The first of these goods is a jacket made from the hide of cattle which falls to the hip. Young men, after purchasing this jacket with coin borrowed from their fathers, then drive a small bronze spike through the lobe of their ear, leaving it dangling within. Then, visiting the taverns even past the setting of the sun, they go from one tavern to another seeking female companionship. Despite lying with many women, these men are never seen with child, for which reason I surmise as thus.

That the man, upon lying with the women, does not perform his natural obligation in the location designed for it, but instead enters through the door of waste where he does perform his natural obligation.

These men also strike lines in the stone walls outside the forum to record the number of women they have laid with, even competing with one another to record the highest number. Whether these counts are accurate I know not, and myself even doubt, given that my count has never achieved eminence, and is always one of the lowest on the walls.

The second of these goods is the plant called cannabis. First harvested in lands far to the East and brought by those merchants to the Scythian highlands. The Scythians, noting the dense and fibrous nature of the plant, first used it to weave ropes to tack sale on their merchant vessels.

I heard from a Scythian sailor as follows, that some years ago the quartermaster of a merchant vessel had not requisitioned enough tobacco for their voyage. Then, while some days out from port and having nothing left to smoke, the men began to lose their good senses, and smoking anything from their crew-mates soiled undergarments to the body of a dead mouse, were met only with spells of coughing.

One sailor, on noting the pungent smell emanating from the ropes, used a knife to shred the rope and began smoking it, as did the rest of the crew. The men were immediately met with visions and colors of the other world, and saw their crew-mate's faces as the head of a lamb or a dog. When the vessel finally drifted into port, having it's sails fallen with no rope to hold them up, the crew, half-mad, informed the elders of their discovery.

At first, the plant was only smoked during banquets and ceremonies, but soon young men began smoking the plant at the dawn of each day. These then eschewed the trades of their fathers, not wanting to be quarter masters or sailors, nor lavatory cleaners or bathhouse attendants, instead creating a new trade.

Stretching a cattle hide atop a wooden basket, they beat this contraption with their palms, creating a slow beat. Then, another smoker of cannabis begins singing loudly in rhymes on topics such as raiding the apothecary and using the wares for their own enjoyment.

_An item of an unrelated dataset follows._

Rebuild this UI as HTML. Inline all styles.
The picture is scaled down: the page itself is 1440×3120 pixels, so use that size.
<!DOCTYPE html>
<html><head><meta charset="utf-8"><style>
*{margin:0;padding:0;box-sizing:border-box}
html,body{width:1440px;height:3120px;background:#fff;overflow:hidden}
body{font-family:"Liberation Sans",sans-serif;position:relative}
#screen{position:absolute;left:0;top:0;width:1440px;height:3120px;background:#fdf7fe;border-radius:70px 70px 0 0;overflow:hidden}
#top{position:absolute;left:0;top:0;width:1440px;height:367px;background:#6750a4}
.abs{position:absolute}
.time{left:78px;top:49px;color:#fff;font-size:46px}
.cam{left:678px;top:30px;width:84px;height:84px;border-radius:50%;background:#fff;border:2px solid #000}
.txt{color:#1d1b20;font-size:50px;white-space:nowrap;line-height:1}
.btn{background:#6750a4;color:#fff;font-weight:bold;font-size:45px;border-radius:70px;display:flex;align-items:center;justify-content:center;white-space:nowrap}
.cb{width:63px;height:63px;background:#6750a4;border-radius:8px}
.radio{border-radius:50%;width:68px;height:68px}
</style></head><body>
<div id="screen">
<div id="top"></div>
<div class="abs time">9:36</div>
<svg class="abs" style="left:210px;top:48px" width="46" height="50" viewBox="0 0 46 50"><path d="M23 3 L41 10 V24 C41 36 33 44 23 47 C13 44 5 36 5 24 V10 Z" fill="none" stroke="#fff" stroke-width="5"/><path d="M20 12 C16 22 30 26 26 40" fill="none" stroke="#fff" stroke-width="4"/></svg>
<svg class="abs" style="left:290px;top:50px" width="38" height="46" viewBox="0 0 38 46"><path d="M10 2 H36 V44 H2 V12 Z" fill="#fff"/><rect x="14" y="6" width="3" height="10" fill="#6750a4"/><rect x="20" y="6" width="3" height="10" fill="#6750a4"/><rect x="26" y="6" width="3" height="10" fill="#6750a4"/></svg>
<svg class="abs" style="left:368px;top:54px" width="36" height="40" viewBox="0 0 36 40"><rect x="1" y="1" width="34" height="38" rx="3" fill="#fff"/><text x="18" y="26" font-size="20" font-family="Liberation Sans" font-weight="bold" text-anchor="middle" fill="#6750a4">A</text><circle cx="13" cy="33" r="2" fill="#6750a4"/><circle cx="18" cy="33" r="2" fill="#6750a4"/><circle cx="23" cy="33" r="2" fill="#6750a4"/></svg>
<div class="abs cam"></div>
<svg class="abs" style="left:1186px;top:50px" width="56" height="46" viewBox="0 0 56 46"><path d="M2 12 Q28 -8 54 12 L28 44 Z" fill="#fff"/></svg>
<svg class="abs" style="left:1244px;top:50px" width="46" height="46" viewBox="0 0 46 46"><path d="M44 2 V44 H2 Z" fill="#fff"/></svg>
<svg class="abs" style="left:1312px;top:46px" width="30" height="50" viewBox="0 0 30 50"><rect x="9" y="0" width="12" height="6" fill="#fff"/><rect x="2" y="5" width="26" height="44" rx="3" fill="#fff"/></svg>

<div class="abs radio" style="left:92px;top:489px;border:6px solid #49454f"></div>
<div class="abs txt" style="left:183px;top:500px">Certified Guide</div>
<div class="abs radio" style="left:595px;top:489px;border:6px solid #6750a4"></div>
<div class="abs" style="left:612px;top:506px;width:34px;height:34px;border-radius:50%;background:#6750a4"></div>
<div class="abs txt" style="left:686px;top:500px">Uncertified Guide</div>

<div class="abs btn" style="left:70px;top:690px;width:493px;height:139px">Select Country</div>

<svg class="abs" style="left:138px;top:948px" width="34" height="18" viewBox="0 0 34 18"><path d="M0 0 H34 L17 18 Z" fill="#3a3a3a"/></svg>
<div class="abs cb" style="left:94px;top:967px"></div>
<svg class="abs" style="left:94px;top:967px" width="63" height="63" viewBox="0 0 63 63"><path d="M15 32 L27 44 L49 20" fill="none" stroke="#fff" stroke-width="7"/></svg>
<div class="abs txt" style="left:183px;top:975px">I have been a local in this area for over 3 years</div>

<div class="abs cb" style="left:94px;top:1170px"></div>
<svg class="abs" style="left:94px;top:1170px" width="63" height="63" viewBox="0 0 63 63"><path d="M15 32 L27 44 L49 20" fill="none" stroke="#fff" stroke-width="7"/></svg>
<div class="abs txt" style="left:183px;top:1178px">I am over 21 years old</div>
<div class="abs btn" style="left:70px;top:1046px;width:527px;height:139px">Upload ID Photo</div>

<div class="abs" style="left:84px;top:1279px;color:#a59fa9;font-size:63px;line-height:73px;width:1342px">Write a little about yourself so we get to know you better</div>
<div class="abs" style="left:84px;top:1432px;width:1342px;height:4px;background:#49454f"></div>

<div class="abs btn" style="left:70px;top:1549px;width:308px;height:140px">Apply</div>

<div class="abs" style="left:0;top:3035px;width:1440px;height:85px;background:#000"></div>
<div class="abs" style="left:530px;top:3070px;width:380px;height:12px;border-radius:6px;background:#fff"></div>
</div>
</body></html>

The third of these goods is a pamphlet created as thus: a scribe solicits a woman of great beauty to lie still atop a couch, then using ink to leave her impression onto a sheet of papyrus. He then repeats this process with multiple women, and using the secretion of a snail, binds the sheets together to create a pamphlet, which I shall call a pamphlet of nudity.

These pamphlets have become widespread among all men, from infants first learning to walk to elders who walk only with a cane. Men mysteriously disappear into a lavatory to perform their natural calling for several hours or sometimes even days.

I even heard from a Legate, that noticing the laggard behavior of his men, ordered his officers to search the tents at night. These officers, storming into the tents suddenly and tearing off the blankets, found every man of the legion engaging with a pamphlet of nudity beneath his sheets. The legate, as I heard it, then took all these pamphlets behind a nearby bush and thoroughly disposed of them for several hours.

Let that be all there is to say on the corruption of the merchant goods, for which Rome has suffered greatly, and for the lack thereof the Helvetii have become strong.

Among the Helvetii was one most eminent in status and valor named Orgetorix. Some years ago, Orgetorix sought to convince the elders to conquer new lands, and he gave a speech as follows.

That the Helvetii were exceedingly large of limb, and not being weakened by the Roman practices of pamphlets of nudity, might be said to have three legs instead of two. Therefore, walking about the marketplace and bumping chest with another was not only cumbersome, but felt as being struck on the hip with the hilt of a sword or even a large club, and when bumping chests with a woman, the woman became with child.

As I have heard, Helvetii women, unlike Roman women which bear child in 9 months, bear child in 4 months only, and when the child emerges is already with beard as thick as the wool of a lamb. And for these reasons, the Helvetii needed to conquer further lands to live comfortably.

However, Orgetorix on celebrating his 19th year of birth, drank upwards of 90 casks of wine and challenged upwards of 60 men in contests of mud wrestling, and the next day was found dead. The Helvetii then erected a statue of commemoration, which I am told still stands, which measures one cubit in height. Why a man of such large stature would have dedicated a statue of only one cubit in height, I know not.